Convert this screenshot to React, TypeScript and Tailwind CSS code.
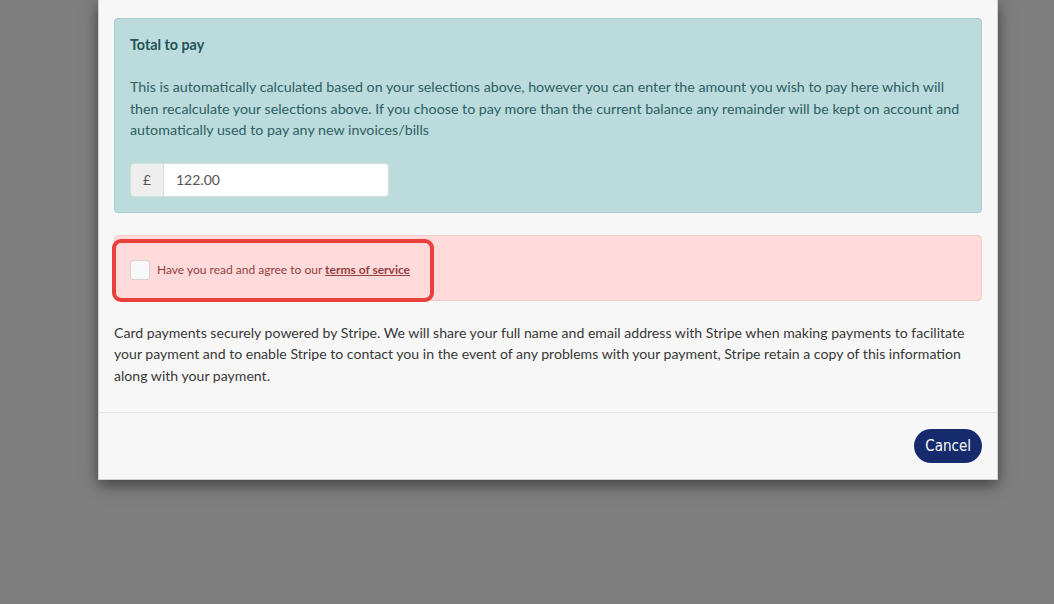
export default function App() {
  const font = { fontFamily: '"Lato", "Open Sans", sans-serif' };
  return (
    <div className="w-full h-[604px] bg-[#7f7f7f] overflow-hidden" style={font}>
      <div className="ml-[98px] w-[900px] bg-[#f7f7f7] shadow-[0_5px_15px_rgba(0,0,0,0.5)] border border-[#d0d0d0] border-t-0">
        <div className="px-[15px] pt-[18px] pb-[26px]">
          <div className="bg-[#bbdbdc] border border-[#a9cbcd] rounded-[4px] px-[15px] pt-[15px] pb-[15px] text-[#2e6062]">
            <div className="text-[14.3px] font-bold leading-[21px] text-[#245255]">Total to pay</div>
            <p className="mt-[21px] text-[14.25px] leading-[21.5px]">
              This is automatically calculated based on your selections above, however you can enter the amount you wish to pay here which will then recalculate your selections above. If you choose to pay more than the current balance any remainder will be kept on account and automatically used to pay any new invoices/bills
            </p>
            <div className="mt-[22px] flex w-[259px] h-[34px] rounded-[4px] overflow-hidden border border-[#d6dcdc]">
              <div className="w-[33px] bg-[#eeeeee] border-r border-[#d6d6d6] flex items-center justify-center text-[14px] text-[#555]">£</div>
              <div className="flex-1 bg-white flex items-center px-[12px] text-[14px] text-[#555]">122.00</div>
            </div>
          </div>
          <div className="relative mt-[22px] h-[66px] bg-[#ffdada] border border-[#f6c9c9] rounded-[4px] flex items-center px-[15px] pt-[5px]">
            <div className="w-[20px] h-[20px] bg-[#f8f8f8] border border-[#d8d0d0] rounded-[3px]" />
            <span className="ml-[7px] text-[12px] text-[#94403f]">
              Have you read and agree to our <span className="font-bold underline">terms of service</span>
            </span>
            <div className="absolute left-[-3px] top-[3px] w-[322px] h-[63px] border-[4px] border-[#e8403a] rounded-[9px]" />
          </div>
          <p className="mt-[21px] text-[14.1px] leading-[21.5px] text-[#383838]">
            Card payments securely powered by Stripe. We will share your full name and email address with Stripe when making payments to facilitate your payment and to enable Stripe to contact you in the event of any problems with your payment, Stripe retain a copy of this information along with your payment.
          </p>
        </div>
        <div className="border-t border-[#e3e3e3] px-[15px] py-[16px] flex justify-end">
          <button
            className="h-[34px] px-[11px] rounded-full bg-[#152b6c] text-white text-[15px]"
            style={{ fontFamily: '"DejaVu Sans Condensed", "DejaVu Sans", sans-serif' }}
          >
            Cancel
          </button>
        </div>
      </div>
    </div>
  );
}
# # #
Reproduce each line exactly, please, except for any pictures.

Convert this screenshot to React, TypeScript and Tailwind CSS code.
export default function App() {
  const font = { fontFamily: '"Lato", "Open Sans", sans-serif' };
  return (
    <div className="w-full h-[604px] bg-[#7f7f7f] overflow-hidden" style={font}>
      <div className="ml-[98px] w-[900px] bg-[#f7f7f7] shadow-[0_5px_15px_rgba(0,0,0,0.5)] border border-[#d0d0d0] border-t-0">
        <div className="px-[15px] pt-[18px] pb-[26px]">
          <div className="bg-[#bbdbdc] border border-[#a9cbcd] rounded-[4px] px-[15px] pt-[15px] pb-[15px] text-[#2e6062]">
            <div className="text-[14.3px] font-bold leading-[21px] text-[#245255]">Total to pay</div>
            <p className="mt-[21px] text-[14.25px] leading-[21.5px]">
              This is automatically calculated based on your selections above, however you can enter the amount you wish to pay here which will then recalculate your selections above. If you choose to pay more than the current balance any remainder will be kept on account and automatically used to pay any new invoices/bills
            </p>
            <div className="mt-[22px] flex w-[259px] h-[34px] rounded-[4px] overflow-hidden border border-[#d6dcdc]">
              <div className="w-[33px] bg-[#eeeeee] border-r border-[#d6d6d6] flex items-center justify-center text-[14px] text-[#555]">£</div>
              <div className="flex-1 bg-white flex items-center px-[12px] text-[14px] text-[#555]">122.00</div>
            </div>
          </div>
          <div className="relative mt-[22px] h-[66px] bg-[#ffdada] border border-[#f6c9c9] rounded-[4px] flex items-center px-[15px] pt-[5px]">
            <div className="w-[20px] h-[20px] bg-[#f8f8f8] border border-[#d8d0d0] rounded-[3px]" />
            <span className="ml-[7px] text-[12px] text-[#94403f]">
              Have you read and agree to our <span className="font-bold underline">terms of service</span>
            </span>
            <div className="absolute left-[-3px] top-[3px] w-[322px] h-[63px] border-[4px] border-[#e8403a] rounded-[9px]" />
          </div>
          <p className="mt-[21px] text-[14.1px] leading-[21.5px] text-[#383838]">
            Card payments securely powered by Stripe. We will share your full name and email address with Stripe when making payments to facilitate your payment and to enable Stripe to contact you in the event of any problems with your payment, Stripe retain a copy of this information along with your payment.
          </p>
        </div>
        <div className="border-t border-[#e3e3e3] px-[15px] py-[16px] flex justify-end">
          <button
            className="h-[34px] px-[11px] rounded-full bg-[#152b6c] text-white text-[15px]"
            style={{ fontFamily: '"DejaVu Sans Condensed", "DejaVu Sans", sans-serif' }}
          >
            Cancel
          </button>
        </div>
      </div>
    </div>
  );
}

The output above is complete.